Now copy the ssh public key: pbcopy < ~/.ssh/id_rsa_theodo_pi.pub

Go onto the dashboard and click add manual ssh key (or you could import keys from GitHub, but that feels weird to me!)

Now, back to the main event!

Go back to the resin.io dashboard and refresh.

Resin.io dashboard showing a device.

You should now see your device!

Click on the device and you can open the logs and console of the device or docker container inside.

Now let’s say hello

Resin provide a simple hello world boilerplate for the PI3 so lets clone:

git clone https://github.com/resin-io-projects/simple-server-node.git

We can now cd into this and add a remote directory as shown in the top right of the dashboard: git remote add resin USERNAME@git.resin.io:USERNAME/APPNAME.git

The first push will take some time (5 min), but docker container sharing will speed this up next time.

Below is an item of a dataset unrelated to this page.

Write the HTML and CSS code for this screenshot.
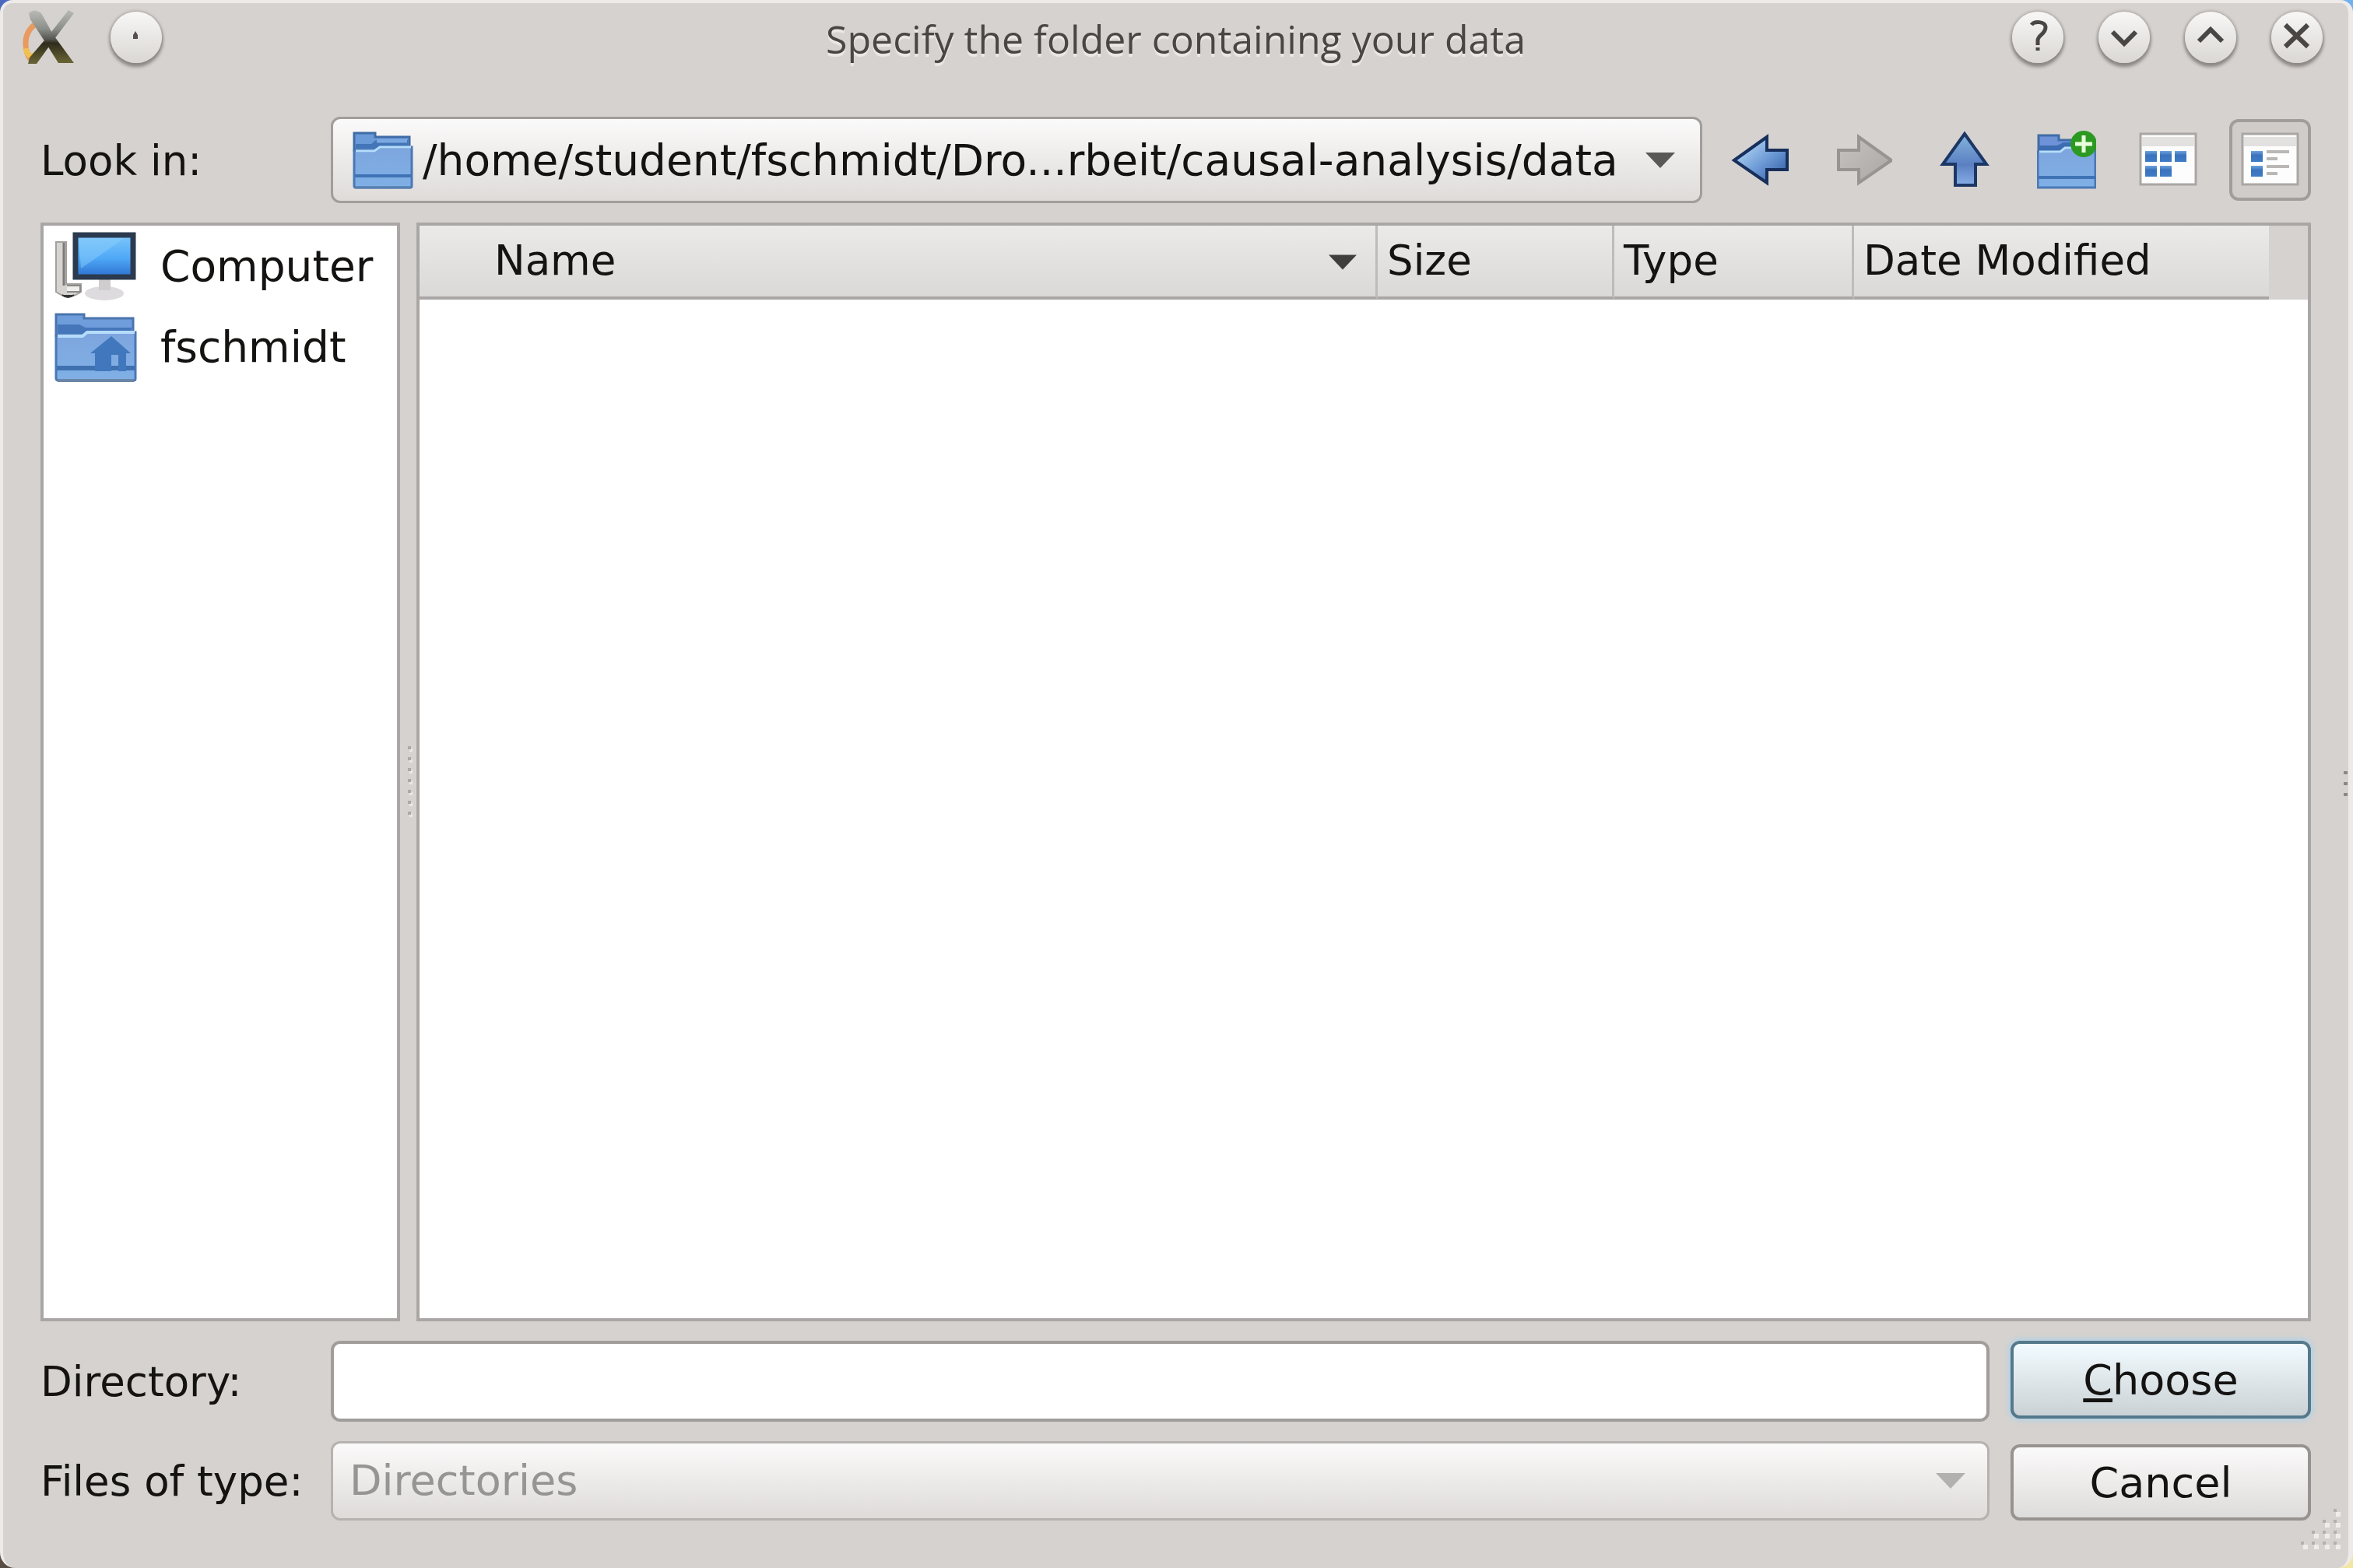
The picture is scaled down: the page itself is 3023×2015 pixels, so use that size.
FILE: index.html
```html
<!DOCTYPE html>
<html lang="en">
<head>
<meta charset="utf-8">
<title>Specify the folder containing your data</title>
<link rel="stylesheet" href="styles.css">
</head>
<body>
<svg class="defs" aria-hidden="true">
  <defs>
    <linearGradient id="blue" x1="0" y1="0" x2="0" y2="1"><stop offset="0" stop-color="#7ea5de"/><stop offset="1" stop-color="#7fb0e6"/></linearGradient>
    <linearGradient id="back" x1="0" y1="0" x2="1" y2="1"><stop offset="0.2" stop-color="#a9cdf0"/><stop offset="0.55" stop-color="#6d9ad6"/><stop offset="0.8" stop-color="#4672b4"/></linearGradient>
    <linearGradient id="fwd" x1="0" y1="0" x2="1" y2="1"><stop offset="0" stop-color="#c6c3c1"/><stop offset="1" stop-color="#a9a6a4"/></linearGradient>
    <linearGradient id="up" x1="0" y1="0" x2="0" y2="1"><stop offset="0" stop-color="#84b4dc"/><stop offset="0.6" stop-color="#5b80c2"/><stop offset="1" stop-color="#86aee6"/></linearGradient>
    <linearGradient id="screen" x1="0" y1="0" x2="0" y2="1"><stop offset="0" stop-color="#7cc6fb"/><stop offset="0.55" stop-color="#50a9f6"/><stop offset="1" stop-color="#2b6fd0"/></linearGradient>
    <linearGradient id="tile" x1="0" y1="0" x2="0" y2="1"><stop offset="0" stop-color="#6fa3dc"/><stop offset="0.4" stop-color="#3a72bd"/><stop offset="1" stop-color="#3f7cc6"/></linearGradient>
    <linearGradient id="metal" x1="0" y1="0" x2="0" y2="1"><stop offset="0" stop-color="#b9bab7"/><stop offset="0.35" stop-color="#8b8e89"/><stop offset="0.55" stop-color="#55544f"/><stop offset="0.62" stop-color="#2f2c1c"/><stop offset="1" stop-color="#6a6535"/></linearGradient>
    <symbol id="folder" viewBox="0 0 78 74">
      <path d="M2 2H29V7H73V24H2Z" fill="#6b9ad8" stroke="#3f6ca6" stroke-width="3"/>
      <path d="M4 16H24L30 11H71V22H4Z" fill="#4375b8"/>
      <path d="M31 12H70" stroke="#7ba8e0" stroke-width="5"/>
      <path d="M2 25H28L35 20H76V70Q76 72 74 72H4Q2 72 2 70Z" fill="url(#blue)" stroke="#4a78b4" stroke-width="3"/>
      <path d="M4 25H28L35 20H75" fill="none" stroke="#b5ddfb" stroke-width="3"/>
      <path d="M3 57H75" stroke="#3f73b5" stroke-width="4"/>
      <path d="M3 72H75" stroke="#5880b0" stroke-width="3"/>
    </symbol>
  </defs>
</svg>

<div class="window">
  <header class="titlebar">
    <div class="title-left">
      <svg class="app-icon" viewBox="0 0 80 80" aria-hidden="true">
        <path d="M20 24Q8 34 9 50Q10 62 15 68" fill="none" stroke="#e89a60" stroke-width="7"/>
        <path d="M9 54Q12 68 22 62" fill="none" stroke="#f0c050" stroke-width="7"/>
        <path d="M64 5L71 9L46 42L23 74H12L14 66L38 38Z" fill="url(#metal)"/>
        <path d="M13 9Q20 2 29 9L44 36L71 73H51L34 46L15 17Z" fill="url(#metal)"/>
      </svg>
      <button class="round" type="button" aria-label="On all desktops"><svg viewBox="0 0 66 66"><path d="M32 25L35 30V35H29V30Z" fill="#55504d"/></svg></button>
    </div>
    <h1 class="title">Specify the folder containing your data</h1>
    <div class="title-right">
      <button class="round" type="button" aria-label="Help"><svg viewBox="0 0 66 66"><path d="M25 17C28 12 43 12 43 20C43 29 33 30 33 37V43M33 46V50" class="glyph"/></svg></button>
      <button class="round" type="button" aria-label="Minimize"><svg viewBox="0 0 66 66"><path d="M18 26L33 41L48 26" class="glyph bold"/></svg></button>
      <button class="round" type="button" aria-label="Maximize"><svg viewBox="0 0 66 66"><path d="M18 38L33 23L48 38" class="glyph bold"/></svg></button>
      <button class="round" type="button" aria-label="Close"><svg viewBox="0 0 66 66"><path d="M18 17L47 45M47 17L18 45" class="glyph bold"/></svg></button>
    </div>
  </header>

  <main class="dialog">
    <div class="lookin">
      <label class="label" for="path">Look in:</label>
      <div class="combo path">
        <svg class="folder-icon"><use href="#folder"/></svg>
        <select id="path"><option>/home/student/fschmidt/Dro...rbeit/causal-analysis/data</option></select>
        <svg class="arrow" viewBox="0 0 38 20"><path d="M0 0H38L19 20Z"/></svg>
      </div>
      <div class="tools">
        <button class="tool" type="button" aria-label="Back"><svg viewBox="0 0 76 76"><path d="M4 38L46 8V25H72V50H46V67Z" fill="url(#back)" stroke="#172f5c" stroke-width="4"/></svg></button>
        <button class="tool" type="button" aria-label="Forward" disabled><svg viewBox="0 0 76 76"><path d="M75 38L33 8V25H7V50H33V67Z" fill="url(#fwd)" stroke="#979492" stroke-width="4"/></svg></button>
        <button class="tool" type="button" aria-label="Parent directory"><svg viewBox="0 0 76 76"><path d="M38 4L66 43H52V70H26V43H10Z" fill="url(#up)" stroke="#1c3766" stroke-width="4"/></svg></button>
        <button class="tool" type="button" aria-label="Create new folder"><svg viewBox="0 0 76 76">
          <path d="M2 6H28V12H72V26H2Z" fill="#6d92d8" stroke="#3f6ca6" stroke-width="3"/><path d="M3 19H26L34 15H72V26H3Z" fill="#3d6cb2"/>
          <path d="M1 27H30L36 22H75V73H1Z" fill="url(#blue)" stroke="#4a78b4" stroke-width="3"/><path d="M3 27H30L36 22H74" fill="none" stroke="#b5ddfb" stroke-width="3"/>
          <path d="M2 60H75" stroke="#3f73b5" stroke-width="4"/><circle cx="60" cy="17" r="17" fill="#2c9a22"/><path d="M60 6V28M49 17H71" stroke="#e9ffdc" stroke-width="5"/></svg></button>
        <button class="tool" type="button" aria-label="List view"><svg viewBox="0 0 76 76"><rect x="2" y="4" width="71" height="65" fill="#fdfdfd" stroke="#a9a6a4" stroke-width="3"/><path d="M4 8H71V20H4Z" fill="#e2e1df"/>
          <g fill="url(#tile)"><rect x="8" y="26" width="15" height="14"/><rect x="27" y="26" width="15" height="14"/><rect x="46" y="26" width="15" height="14"/><rect x="8" y="45" width="15" height="14"/><rect x="27" y="45" width="15" height="14"/></g></svg></button>
        <button class="tool pressed" type="button" aria-label="Detail view" aria-pressed="true"><svg viewBox="0 0 76 76"><rect x="2" y="4" width="71" height="65" fill="#fdfdfd" stroke="#a9a6a4" stroke-width="3"/><path d="M4 8H71V20H4Z" fill="#e2e1df"/>
          <g fill="url(#tile)"><rect x="13" y="26" width="15" height="14"/><rect x="13" y="45" width="15" height="14"/></g><path d="M33 27H62M33 36H47M33 46H62M33 55H47" stroke="#b9b8b7" stroke-width="4"/></svg></button>
      </div>
    </div>

    <div class="panes">
      <ul class="places">
        <li><a href="#computer"><svg viewBox="0 0 106 90" aria-hidden="true">
          <path d="M2 14H15V68H34V78Q18 90 2 78Z" fill="#d5d4d1" stroke="#a3a19e" stroke-width="2"/><path d="M12 15V70" stroke="#7d7b78" stroke-width="3"/><path d="M10 82Q17 88 25 82" fill="#333" stroke="#333" stroke-width="2"/><path d="M16 70H33V78H16" fill="#efeeec" stroke="#8b8986" stroke-width="2"/>
          <ellipse cx="64" cy="80" rx="25" ry="9" fill="#dddbde"/><path d="M57 60H72V76H57Z" fill="#cfcdcd"/>
          <rect x="27" y="5" width="74" height="54" fill="url(#screen)" stroke="#2b3a4e" stroke-width="7"/><path d="M31 9H90L34 48Z" fill="#8fd0fc" opacity="0.45"/></svg>Computer</a></li>
        <li><a href="#home"><svg viewBox="0 0 106 90" aria-hidden="true">
          <path d="M2 3H38V8H101V30H2Z" fill="#6f9ddb" stroke="#4a74ad" stroke-width="3"/><path d="M4 16H32L40 20H99V28H4Z" fill="#4676ba"/>
          <path d="M2 31H36L42 26H104V86Q104 88 101 88H6Q2 88 2 85Z" fill="url(#blue)" stroke="#4a78b4" stroke-width="3"/><path d="M4 31H36L42 26H103" fill="none" stroke="#b5dcfb" stroke-width="4"/>
          <path d="M3 72H103" stroke="#3f70b0" stroke-width="6"/><path d="M73 31L98 53H92V76H82V55H73V76H52V53H46Z" fill="#4178bd"/><path d="M4 88H102" stroke="#6a86a8" stroke-width="4"/></svg>fschmidt</a></li>
      </ul>
      <div class="splitter"><i></i><i></i><i></i><i></i><i></i><i></i><i></i></div>
      <div class="files">
        <table>
          <colgroup><col><col class="c-size"><col class="c-type"><col class="c-date"><col class="c-rest"></colgroup>
          <thead><tr>
            <th scope="col"><span class="sort">Name<svg viewBox="0 0 38 20"><path d="M0 0H38L19 20Z"/></svg></span></th>
            <th scope="col">Size</th><th scope="col">Type</th><th scope="col">Date Modified</th><td></td>
          </tr></thead>
        </table>
      </div>
    </div>

    <form class="form">
      <label class="label" for="dir">Directory:</label>
      <input id="dir" class="field" type="text">
      <button class="btn default" type="button"><u>C</u>hoose</button>
      <label class="label" for="type">Files of type:</label>
      <div class="combo type">
        <select id="type" disabled><option>Directories</option></select>
        <svg class="arrow" viewBox="0 0 38 20"><path d="M0 0H38L19 20Z"/></svg>
      </div>
      <button class="btn" type="button">Cancel</button>
    </form>
  </main>
  <svg class="edge-grip" viewBox="0 0 8 40" aria-hidden="true"><path d="M2 2h5v4h-5zM2 16h5v4h-5zM2 30h5v4h-5z" fill="#8b8886"/></svg>
  <svg class="size-grip" viewBox="0 0 56 56" aria-hidden="true">
    <g fill="#fff" opacity="0.6"><path d="M48 6h6v6h-6zM34 20h6v6h-6zM48 20h6v6h-6zM20 34h6v6h-6zM34 34h6v6h-6zM48 34h6v6h-6zM6 48h6v6h-6zM20 48h6v6h-6zM34 48h6v6h-6zM48 48h6v6h-6z"/></g>
    <g fill="#b3b0ae"><path d="M45 2h4v4h-4zM31 16h4v4h-4zM45 16h4v4h-4zM17 30h4v4h-4zM31 30h4v4h-4zM45 30h4v4h-4zM3 44h4v4h-4zM17 44h4v4h-4zM31 44h4v4h-4zM45 44h4v4h-4z"/></g>
  </svg>
</div>
</body>
</html>
```
FILE: styles.css
```css
* { box-sizing: border-box; }

body {
  margin: 0;
  min-height: 100vh;
  display: flex;
  background:
    linear-gradient(#4a68c0, #4a68c0) left top / 20px 20px no-repeat,
    linear-gradient(#6fb1ee, #6fb1ee) right top / 20px 20px no-repeat,
    linear-gradient(#5a4e44, #5a4e44) left bottom / 24px 24px no-repeat,
    linear-gradient(#f3e6a0, #f3e6a0) right bottom / 20px 20px no-repeat,
    #d6d2cf;
  color: #141312;
  font-family: "DejaVu Sans", sans-serif;
  font-size: 53px;
  line-height: 64px;
}

button, select, input { font: inherit; color: inherit; margin: 0; }
svg { display: block; }
.defs { position: absolute; width: 0; height: 0; }

.window {
  position: relative;
  flex: 1;
  display: flex;
  flex-direction: column;
  background: #d6d2cf;
  border: solid #edeae8;
  border-width: 4px 6px 0 4px;
  border-radius: 16px 16px 20px 20px;
}

/* Title bar */
.titlebar {
  display: grid;
  grid-template-columns: 1fr auto 1fr;
  align-items: center;
  height: 88px;
  padding: 0 20px;
}
.title-left { display: flex; align-items: center; gap: 38px; }
.title-right { display: flex; justify-content: flex-end; gap: 45px; padding-right: 13px; }
.app-icon { width: 80px; height: 80px; }
.title {
  margin: 0;
  padding-top: 3px;
  color: #4a4644;
  font: 400 50px/64px "Open Sans", "Noto Sans", sans-serif;
  text-shadow: 0 4px 1px #ebe8e6;
}
.round {
  width: 66px;
  height: 66px;
  padding: 0;
  border: 0;
  border-radius: 50%;
  background: linear-gradient(#f8f7f6, #dad7d4);
  box-shadow: 0 4px 4px 1px #8b8785, 0 0 3px 2px #b9b5b2;
}
.glyph { fill: none; stroke: #4a4644; stroke-width: 5; }
.glyph.bold { stroke-width: 6; }

/* Dialog body */
.dialog {
  flex: 1;
  display: flex;
  flex-direction: column;
  gap: 25px;
  padding: 58px 48px 61px;
}
.lookin { display: flex; align-items: center; }
.lookin .label { width: 373px; }
.combo {
  display: flex;
  align-items: center;
  border: 3px solid #a09d9b;
  border-radius: 12px;
  background: linear-gradient(#fbfafa, #dedbd9);
}
.combo select {
  flex: 1;
  min-width: 0;
  padding: 0;
  border: 0;
  background: none;
  appearance: none;
  opacity: 1;
}
.path { flex: 1; height: 111px; padding: 0 32px 0 25px; font-size: 55px; }
.path select { margin-left: 12px; }
.folder-icon { width: 78px; height: 74px; }
.arrow { width: 38px; height: 20px; fill: #5a5857; }

.tools { display: flex; gap: 26px; margin-left: 22px; }
.tool {
  display: flex;
  align-items: center;
  justify-content: center;
  width: 105px;
  height: 105px;
  padding: 0;
  border: 4px solid transparent;
  border-radius: 12px;
  background: none;
}
.tool svg { width: 76px; height: 76px; }
.tool.pressed { border-color: #a09d9b; background: #cfccc9; }

/* Panes */
.panes { flex: 1; display: flex; }
.places {
  width: 462px;
  margin: 0;
  padding: 0;
  list-style: none;
  border: 4px solid #a9a6a5;
  background: #fff;
}
.places a {
  display: flex;
  align-items: center;
  gap: 30px;
  height: 104px;
  padding-left: 14px;
  color: inherit;
  font-size: 55px;
  text-decoration: none;
}
.places svg { width: 106px; height: 90px; }
.splitter {
  width: 21px;
  display: flex;
  flex-direction: column;
  align-items: center;
  justify-content: center;
  gap: 10px;
  padding: 22px 0 0 2px;
}
.splitter i { width: 4px; height: 4px; background: #aca9a7; box-shadow: 2px 3px 1px #ebe9e7; }
.files { flex: 1; border: 4px solid #a9a6a5; background: #fff; }

table { width: 100%; table-layout: fixed; border-collapse: separate; border-spacing: 0; }
.c-size { width: 304px; }
.c-type { width: 308px; }
.c-date { width: 533px; }
.c-rest { width: 50px; }
th {
  height: 95px;
  padding: 0 0 2px 12px;
  border-right: 3px solid #bebcba;
  border-bottom: 4px solid #a9a6a5;
  background: linear-gradient(#ebeae9, #dad9d7);
  font-weight: 400;
  text-align: left;
}
th:first-child { padding-left: 96px; }
th:nth-child(4) { border-right: 0; }
td { padding: 0; background: #d6d2cf; }
.sort { display: flex; align-items: center; justify-content: space-between; padding-right: 24px; }
.sort svg { width: 36px; height: 24px; padding-top: 4px; fill: #403e3d; }

/* Name, filter and actions */
.form {
  display: grid;
  grid-template-columns: 346px 1fr 386px;
  gap: 25px 27px;
  align-items: center;
}
.label { padding-top: 2px; white-space: nowrap; }
.field {
  width: 100%;
  height: 104px;
  padding: 0 24px;
  border: 4px solid #a09d9b;
  border-radius: 12px;
  background: #fff;
}
.type { height: 102px; padding: 0 28px 0 21px; border-color: #b5b2b0; font-size: 54px; }
.type select { color: #979594; }
.type .arrow { fill: #b3b1b0; }
.btn {
  align-self: end;
  height: 98px;
  padding: 2px 0 0;
  border: 4px solid #969391;
  border-radius: 12px;
  background: linear-gradient(#fbfafa, #dedcdb);
  font-size: 54px;
}
.btn.default {
  align-self: start;
  height: 100px;
  border-color: #54788c;
  background: linear-gradient(#f2fbff, #cbd2d6);
  box-shadow: 0 0 6px 3px #b5d2e4;
}
.btn u { text-decoration-thickness: 5px; text-underline-offset: 5px; }

/* Resize handles drawn over the window frame */
.edge-grip { position: absolute; right: 0; top: 49%; width: 8px; height: 40px; }
.size-grip { position: absolute; right: 8px; bottom: 22px; width: 56px; height: 56px; }
```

Also, the completion mascot is awesome!

Now, got to the IP address of your device in your browser and see the amazing words “Hello World!”.

Note: Depending on the config you used you could have set public HTTP forwarding for this device. This is a great feature but depending on your network could be a vulnerability to your home/office and I advise you close this unless you need it. You can turn this off in the actions section of the dashboard.

Let’s get personal

Hello world is great, but I prefer to be called by name. So time to push an update.

Edit the server.js file to say “Hello Ben” (or your name if you prefer).

Again, git push resin master and you’ll have your update in no time.

So this is way easier than it used to be, but if it’s still to slow a feedback loop for you how about hot reloading of your local code to one of your fleet devices?

Resin Sync to the rescue https://docs.resin.io/tools/cli/#sync-uuid-

In Conclusion:

Resin can takes the headache out of basic IOT provisioning.

At scale, it can allow a whole fleet of devices to be provisioned, updated, managed and debugged.

The use of docker allows a consistent build process across projects and fast deployments.